**Goal:**
Lines holding the string "image" are the ones to copy from this listing.

**Source data:**
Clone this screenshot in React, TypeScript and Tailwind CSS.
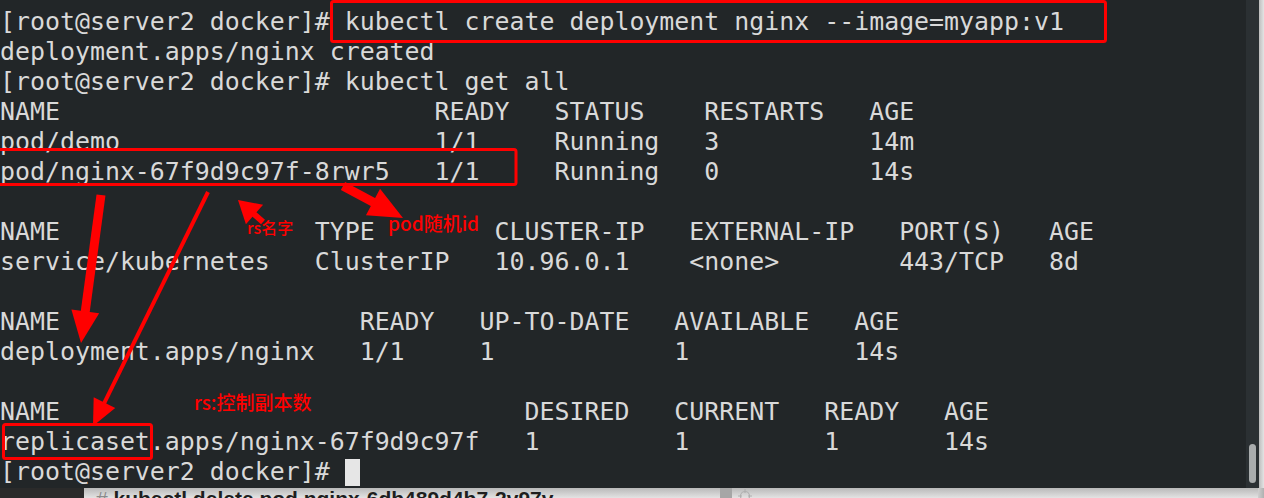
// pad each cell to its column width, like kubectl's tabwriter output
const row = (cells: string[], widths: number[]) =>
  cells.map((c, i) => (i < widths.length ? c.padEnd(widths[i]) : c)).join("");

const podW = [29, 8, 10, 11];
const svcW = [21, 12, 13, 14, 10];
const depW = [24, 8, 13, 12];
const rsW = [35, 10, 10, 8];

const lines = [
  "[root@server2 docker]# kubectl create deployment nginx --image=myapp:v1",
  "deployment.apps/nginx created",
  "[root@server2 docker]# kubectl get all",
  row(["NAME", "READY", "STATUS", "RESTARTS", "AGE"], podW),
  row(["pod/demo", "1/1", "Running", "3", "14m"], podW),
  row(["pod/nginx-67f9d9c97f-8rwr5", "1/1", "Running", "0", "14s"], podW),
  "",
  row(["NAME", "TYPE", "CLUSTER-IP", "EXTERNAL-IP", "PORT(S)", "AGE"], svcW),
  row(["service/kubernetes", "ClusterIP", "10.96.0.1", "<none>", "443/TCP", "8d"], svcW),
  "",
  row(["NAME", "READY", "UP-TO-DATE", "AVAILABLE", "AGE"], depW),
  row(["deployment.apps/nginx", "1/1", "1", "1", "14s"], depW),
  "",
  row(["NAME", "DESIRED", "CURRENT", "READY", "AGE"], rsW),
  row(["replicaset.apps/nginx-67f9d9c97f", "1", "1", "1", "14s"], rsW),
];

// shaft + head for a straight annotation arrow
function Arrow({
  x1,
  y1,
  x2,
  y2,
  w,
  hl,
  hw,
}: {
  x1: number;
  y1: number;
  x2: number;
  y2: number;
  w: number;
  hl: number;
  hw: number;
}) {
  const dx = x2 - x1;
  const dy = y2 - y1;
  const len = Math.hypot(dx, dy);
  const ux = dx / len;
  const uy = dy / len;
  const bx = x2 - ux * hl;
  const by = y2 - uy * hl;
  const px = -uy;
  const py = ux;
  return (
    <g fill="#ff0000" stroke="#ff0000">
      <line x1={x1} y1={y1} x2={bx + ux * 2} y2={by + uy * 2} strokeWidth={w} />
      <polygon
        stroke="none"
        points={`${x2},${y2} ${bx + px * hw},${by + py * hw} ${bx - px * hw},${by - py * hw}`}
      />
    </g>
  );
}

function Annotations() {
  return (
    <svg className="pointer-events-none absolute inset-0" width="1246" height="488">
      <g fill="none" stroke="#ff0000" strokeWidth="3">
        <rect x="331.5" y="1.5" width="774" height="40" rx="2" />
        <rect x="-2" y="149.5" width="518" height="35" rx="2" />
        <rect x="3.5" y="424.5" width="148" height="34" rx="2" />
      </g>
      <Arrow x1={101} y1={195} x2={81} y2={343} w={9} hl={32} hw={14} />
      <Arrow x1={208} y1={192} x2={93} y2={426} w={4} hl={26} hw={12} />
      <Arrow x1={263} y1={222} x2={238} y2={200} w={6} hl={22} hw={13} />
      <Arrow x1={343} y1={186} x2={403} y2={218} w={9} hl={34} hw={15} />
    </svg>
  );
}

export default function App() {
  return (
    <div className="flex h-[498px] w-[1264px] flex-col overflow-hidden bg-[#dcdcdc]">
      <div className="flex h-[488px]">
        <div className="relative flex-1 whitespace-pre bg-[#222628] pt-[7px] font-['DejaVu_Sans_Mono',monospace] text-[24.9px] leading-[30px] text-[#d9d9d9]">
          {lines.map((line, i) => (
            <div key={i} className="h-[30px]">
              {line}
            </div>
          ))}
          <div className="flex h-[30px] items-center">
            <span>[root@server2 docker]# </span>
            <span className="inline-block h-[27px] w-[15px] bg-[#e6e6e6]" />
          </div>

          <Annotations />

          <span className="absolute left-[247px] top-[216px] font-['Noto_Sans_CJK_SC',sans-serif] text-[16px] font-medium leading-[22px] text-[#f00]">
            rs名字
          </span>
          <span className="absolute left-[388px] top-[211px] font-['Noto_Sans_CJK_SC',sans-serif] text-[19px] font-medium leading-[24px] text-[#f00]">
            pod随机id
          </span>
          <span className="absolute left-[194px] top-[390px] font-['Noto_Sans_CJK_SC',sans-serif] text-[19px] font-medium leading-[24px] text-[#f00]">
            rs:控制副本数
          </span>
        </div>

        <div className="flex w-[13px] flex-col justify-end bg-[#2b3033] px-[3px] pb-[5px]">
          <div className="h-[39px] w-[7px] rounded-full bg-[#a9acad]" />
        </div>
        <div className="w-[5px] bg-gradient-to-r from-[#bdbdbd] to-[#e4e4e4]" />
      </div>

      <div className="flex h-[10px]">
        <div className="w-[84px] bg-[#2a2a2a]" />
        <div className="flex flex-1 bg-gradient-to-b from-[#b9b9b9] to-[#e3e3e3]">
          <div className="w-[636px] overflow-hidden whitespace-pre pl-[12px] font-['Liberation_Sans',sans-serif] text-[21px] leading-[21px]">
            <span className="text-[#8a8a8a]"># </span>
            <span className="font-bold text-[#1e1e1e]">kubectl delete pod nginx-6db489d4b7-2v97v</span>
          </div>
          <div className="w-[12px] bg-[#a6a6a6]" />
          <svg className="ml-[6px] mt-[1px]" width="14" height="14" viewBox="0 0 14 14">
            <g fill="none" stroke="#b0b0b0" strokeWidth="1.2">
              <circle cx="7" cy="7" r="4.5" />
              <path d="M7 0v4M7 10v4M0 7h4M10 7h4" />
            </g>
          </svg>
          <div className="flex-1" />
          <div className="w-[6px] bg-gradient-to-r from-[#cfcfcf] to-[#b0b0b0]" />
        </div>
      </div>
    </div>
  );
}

...

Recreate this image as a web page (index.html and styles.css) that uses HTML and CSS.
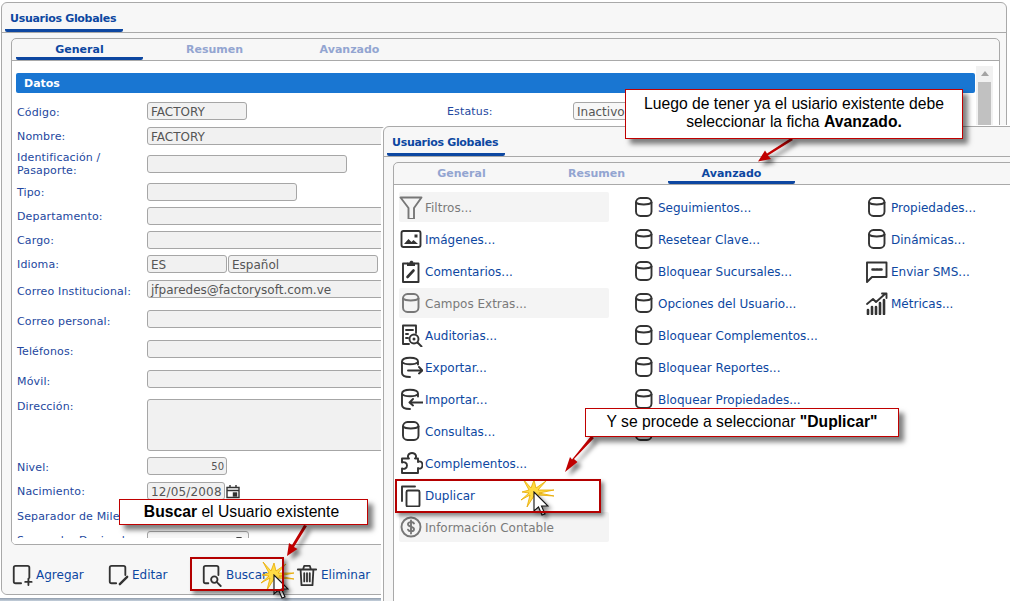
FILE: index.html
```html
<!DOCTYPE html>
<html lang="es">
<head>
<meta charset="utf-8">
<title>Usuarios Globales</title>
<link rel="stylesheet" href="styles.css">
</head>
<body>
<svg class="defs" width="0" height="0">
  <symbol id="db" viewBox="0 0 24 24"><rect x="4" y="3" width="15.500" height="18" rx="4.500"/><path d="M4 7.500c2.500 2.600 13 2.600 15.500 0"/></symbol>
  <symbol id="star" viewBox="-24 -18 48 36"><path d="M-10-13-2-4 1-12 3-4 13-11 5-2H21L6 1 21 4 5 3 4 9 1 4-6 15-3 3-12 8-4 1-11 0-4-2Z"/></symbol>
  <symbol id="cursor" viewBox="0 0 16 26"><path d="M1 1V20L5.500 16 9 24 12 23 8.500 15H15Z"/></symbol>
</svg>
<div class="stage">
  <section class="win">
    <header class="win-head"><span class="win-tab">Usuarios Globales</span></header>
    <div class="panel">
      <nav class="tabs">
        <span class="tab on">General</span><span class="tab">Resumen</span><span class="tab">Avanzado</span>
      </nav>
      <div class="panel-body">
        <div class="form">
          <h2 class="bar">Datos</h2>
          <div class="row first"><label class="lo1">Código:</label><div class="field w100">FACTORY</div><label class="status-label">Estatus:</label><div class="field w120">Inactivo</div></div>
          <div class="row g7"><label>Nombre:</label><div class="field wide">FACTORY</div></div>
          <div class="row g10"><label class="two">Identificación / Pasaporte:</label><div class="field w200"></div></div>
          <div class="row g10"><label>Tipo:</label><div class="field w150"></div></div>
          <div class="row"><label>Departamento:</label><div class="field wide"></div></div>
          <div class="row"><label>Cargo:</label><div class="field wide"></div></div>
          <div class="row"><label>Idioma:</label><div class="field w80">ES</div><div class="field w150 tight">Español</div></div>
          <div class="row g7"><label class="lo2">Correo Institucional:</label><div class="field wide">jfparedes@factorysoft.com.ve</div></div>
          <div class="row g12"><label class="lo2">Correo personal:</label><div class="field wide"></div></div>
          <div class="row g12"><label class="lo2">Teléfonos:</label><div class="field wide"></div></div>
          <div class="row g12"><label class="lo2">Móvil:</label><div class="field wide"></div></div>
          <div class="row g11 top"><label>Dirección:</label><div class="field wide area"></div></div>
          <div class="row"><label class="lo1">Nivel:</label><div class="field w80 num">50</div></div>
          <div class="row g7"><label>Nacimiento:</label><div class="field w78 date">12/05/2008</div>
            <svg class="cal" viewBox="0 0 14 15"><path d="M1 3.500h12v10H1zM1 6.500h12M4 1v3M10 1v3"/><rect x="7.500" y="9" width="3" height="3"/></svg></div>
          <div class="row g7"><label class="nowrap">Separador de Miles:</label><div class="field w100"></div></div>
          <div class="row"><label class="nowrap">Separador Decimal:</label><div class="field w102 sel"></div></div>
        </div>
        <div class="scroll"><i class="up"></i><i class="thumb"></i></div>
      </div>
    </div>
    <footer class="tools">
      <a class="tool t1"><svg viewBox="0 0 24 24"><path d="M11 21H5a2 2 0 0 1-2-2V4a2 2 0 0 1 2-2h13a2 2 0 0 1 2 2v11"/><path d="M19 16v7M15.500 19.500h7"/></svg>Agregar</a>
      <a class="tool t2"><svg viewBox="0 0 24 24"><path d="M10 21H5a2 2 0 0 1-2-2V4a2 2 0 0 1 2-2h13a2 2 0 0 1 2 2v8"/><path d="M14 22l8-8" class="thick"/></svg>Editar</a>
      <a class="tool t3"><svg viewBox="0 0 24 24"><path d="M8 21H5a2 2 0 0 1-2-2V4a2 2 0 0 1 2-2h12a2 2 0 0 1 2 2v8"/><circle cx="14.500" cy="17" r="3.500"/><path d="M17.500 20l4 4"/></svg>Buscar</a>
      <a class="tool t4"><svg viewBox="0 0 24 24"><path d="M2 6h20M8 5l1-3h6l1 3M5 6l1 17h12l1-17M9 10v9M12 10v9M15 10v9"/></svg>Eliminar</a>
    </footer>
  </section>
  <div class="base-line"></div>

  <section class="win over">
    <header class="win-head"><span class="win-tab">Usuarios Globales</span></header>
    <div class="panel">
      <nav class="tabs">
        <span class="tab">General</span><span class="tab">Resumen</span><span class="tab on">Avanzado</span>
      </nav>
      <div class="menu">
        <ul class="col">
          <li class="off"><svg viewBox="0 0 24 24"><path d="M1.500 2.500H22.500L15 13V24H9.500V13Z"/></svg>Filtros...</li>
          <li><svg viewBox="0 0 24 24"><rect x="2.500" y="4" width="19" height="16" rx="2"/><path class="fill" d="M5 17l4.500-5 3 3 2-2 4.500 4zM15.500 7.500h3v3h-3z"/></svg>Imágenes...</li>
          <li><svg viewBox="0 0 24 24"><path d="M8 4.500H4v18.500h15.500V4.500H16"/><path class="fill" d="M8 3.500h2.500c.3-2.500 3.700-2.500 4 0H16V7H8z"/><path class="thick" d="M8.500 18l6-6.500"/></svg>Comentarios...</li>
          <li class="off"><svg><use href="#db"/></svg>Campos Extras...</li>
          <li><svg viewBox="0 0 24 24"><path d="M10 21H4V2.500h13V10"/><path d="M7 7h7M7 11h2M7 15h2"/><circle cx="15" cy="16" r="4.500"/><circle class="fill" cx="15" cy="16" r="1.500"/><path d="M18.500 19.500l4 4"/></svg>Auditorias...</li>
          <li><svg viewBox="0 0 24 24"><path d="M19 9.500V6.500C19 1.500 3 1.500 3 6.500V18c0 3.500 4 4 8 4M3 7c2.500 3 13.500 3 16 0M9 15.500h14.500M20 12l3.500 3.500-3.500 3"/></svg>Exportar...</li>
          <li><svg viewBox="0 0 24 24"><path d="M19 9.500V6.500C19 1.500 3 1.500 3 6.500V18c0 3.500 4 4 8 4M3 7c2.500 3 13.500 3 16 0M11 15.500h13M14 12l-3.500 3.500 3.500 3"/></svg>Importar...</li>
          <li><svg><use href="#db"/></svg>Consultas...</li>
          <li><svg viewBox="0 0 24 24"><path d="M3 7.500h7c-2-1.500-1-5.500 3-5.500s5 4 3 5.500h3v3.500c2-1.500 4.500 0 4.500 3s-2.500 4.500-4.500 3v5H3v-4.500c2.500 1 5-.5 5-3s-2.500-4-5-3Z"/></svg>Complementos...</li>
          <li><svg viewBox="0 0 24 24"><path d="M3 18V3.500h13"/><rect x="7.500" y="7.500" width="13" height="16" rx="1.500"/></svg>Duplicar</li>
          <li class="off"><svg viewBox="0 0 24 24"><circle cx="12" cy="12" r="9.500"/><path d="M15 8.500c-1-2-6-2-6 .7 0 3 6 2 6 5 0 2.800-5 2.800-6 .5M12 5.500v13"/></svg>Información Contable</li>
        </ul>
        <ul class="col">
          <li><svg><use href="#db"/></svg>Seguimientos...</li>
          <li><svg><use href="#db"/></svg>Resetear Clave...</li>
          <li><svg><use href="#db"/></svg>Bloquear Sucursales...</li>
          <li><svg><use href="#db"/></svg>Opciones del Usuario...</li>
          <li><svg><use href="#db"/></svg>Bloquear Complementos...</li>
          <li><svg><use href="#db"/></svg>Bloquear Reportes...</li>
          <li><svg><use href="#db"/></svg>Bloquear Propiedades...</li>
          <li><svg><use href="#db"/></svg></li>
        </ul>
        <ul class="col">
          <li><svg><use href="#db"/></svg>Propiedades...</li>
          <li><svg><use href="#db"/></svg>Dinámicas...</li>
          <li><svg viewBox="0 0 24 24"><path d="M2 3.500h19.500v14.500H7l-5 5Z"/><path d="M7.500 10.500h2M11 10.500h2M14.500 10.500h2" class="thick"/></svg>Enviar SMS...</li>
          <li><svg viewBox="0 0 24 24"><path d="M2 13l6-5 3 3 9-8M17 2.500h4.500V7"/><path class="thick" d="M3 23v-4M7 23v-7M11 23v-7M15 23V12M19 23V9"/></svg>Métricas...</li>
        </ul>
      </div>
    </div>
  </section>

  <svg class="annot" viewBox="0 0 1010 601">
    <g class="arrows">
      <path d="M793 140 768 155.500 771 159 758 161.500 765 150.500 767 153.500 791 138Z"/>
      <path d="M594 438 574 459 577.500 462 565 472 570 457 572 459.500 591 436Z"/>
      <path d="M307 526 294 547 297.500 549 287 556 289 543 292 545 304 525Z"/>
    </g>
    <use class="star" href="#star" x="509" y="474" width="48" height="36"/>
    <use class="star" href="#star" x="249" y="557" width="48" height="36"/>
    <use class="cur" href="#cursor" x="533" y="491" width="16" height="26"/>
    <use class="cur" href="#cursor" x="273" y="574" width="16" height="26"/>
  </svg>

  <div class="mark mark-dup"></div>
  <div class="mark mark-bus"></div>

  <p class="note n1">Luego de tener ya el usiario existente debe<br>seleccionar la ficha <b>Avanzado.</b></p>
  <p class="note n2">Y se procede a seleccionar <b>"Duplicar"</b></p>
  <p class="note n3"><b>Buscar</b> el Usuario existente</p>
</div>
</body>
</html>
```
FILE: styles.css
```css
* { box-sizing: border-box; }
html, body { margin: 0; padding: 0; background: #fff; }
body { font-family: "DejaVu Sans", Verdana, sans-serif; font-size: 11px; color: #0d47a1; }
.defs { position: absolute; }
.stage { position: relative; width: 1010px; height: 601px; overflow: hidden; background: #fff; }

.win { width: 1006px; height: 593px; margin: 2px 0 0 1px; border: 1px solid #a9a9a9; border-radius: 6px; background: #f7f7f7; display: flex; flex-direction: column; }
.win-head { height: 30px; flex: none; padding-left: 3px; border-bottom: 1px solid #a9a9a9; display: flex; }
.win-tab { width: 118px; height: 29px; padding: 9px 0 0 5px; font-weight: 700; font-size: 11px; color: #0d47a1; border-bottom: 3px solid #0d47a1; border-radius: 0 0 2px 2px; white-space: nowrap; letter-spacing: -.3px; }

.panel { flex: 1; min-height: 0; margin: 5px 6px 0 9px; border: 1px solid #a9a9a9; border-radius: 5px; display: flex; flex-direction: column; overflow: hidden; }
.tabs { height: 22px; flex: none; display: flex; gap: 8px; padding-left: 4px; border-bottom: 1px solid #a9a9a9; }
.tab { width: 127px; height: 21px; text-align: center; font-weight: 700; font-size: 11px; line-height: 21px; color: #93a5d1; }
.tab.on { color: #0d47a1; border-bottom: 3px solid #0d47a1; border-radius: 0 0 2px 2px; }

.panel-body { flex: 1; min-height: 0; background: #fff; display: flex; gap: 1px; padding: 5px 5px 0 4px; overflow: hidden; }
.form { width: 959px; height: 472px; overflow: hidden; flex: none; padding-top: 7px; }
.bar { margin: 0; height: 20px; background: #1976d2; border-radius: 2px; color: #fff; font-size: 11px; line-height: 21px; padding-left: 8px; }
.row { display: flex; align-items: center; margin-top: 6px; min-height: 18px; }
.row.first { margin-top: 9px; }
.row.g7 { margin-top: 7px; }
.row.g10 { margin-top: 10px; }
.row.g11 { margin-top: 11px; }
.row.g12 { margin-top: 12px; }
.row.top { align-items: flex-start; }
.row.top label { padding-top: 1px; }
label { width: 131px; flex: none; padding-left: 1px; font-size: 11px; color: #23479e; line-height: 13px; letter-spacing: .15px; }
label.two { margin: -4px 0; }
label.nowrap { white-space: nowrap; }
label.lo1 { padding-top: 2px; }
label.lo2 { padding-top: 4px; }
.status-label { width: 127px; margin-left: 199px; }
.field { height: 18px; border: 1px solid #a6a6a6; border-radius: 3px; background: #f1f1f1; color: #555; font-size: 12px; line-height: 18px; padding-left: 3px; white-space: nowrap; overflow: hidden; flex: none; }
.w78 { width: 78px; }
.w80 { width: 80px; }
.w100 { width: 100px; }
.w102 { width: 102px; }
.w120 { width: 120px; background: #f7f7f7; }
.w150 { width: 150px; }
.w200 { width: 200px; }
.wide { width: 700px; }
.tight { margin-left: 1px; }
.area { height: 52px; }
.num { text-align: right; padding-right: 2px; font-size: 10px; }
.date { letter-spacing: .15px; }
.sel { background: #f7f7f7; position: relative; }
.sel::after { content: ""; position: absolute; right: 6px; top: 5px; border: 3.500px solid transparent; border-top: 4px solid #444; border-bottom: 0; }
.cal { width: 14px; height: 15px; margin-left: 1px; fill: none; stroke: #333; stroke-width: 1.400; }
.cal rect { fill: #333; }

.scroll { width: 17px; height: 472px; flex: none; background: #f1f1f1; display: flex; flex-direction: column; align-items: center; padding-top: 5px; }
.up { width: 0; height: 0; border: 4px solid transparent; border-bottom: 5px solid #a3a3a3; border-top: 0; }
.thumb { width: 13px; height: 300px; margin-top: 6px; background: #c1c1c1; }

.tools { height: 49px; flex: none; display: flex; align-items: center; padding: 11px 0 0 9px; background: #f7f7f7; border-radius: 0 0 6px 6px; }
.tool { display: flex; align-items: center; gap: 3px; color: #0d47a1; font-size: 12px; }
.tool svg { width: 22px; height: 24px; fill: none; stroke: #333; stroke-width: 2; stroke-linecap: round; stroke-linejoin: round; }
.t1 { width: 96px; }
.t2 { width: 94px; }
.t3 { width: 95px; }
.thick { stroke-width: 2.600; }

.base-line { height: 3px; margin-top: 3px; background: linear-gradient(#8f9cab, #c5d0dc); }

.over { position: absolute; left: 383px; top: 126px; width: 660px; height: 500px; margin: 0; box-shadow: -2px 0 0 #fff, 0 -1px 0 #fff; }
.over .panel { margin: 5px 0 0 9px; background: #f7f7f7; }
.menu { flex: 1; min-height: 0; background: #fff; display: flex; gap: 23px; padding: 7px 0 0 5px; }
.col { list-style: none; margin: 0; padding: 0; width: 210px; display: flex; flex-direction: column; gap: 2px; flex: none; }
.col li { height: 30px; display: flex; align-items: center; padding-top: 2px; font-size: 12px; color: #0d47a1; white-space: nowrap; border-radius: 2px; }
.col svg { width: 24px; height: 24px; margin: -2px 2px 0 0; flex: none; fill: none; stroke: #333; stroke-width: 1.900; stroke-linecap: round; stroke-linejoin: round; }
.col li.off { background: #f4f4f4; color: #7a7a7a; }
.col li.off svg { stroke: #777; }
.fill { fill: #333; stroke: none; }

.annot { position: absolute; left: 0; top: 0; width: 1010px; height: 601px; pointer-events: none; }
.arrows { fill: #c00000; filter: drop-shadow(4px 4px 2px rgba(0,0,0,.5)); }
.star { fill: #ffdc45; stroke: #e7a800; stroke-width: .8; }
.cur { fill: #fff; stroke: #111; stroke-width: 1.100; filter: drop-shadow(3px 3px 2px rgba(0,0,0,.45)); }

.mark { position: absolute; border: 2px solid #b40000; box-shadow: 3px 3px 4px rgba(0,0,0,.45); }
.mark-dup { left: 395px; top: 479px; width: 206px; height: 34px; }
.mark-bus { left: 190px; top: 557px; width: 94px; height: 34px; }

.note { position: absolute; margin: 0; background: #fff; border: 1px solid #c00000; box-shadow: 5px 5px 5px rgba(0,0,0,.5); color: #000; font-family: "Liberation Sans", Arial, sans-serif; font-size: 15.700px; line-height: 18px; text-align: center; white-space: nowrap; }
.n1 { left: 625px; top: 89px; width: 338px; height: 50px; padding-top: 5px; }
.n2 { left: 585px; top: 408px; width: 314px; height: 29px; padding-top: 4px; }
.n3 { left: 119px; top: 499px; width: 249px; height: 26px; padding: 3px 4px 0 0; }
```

**Finished task:**
  "[root@server2 docker]# kubectl create deployment nginx --image=myapp:v1",
Recreate this image as a web page (index.html and styles.css) that uses HTML and CSS.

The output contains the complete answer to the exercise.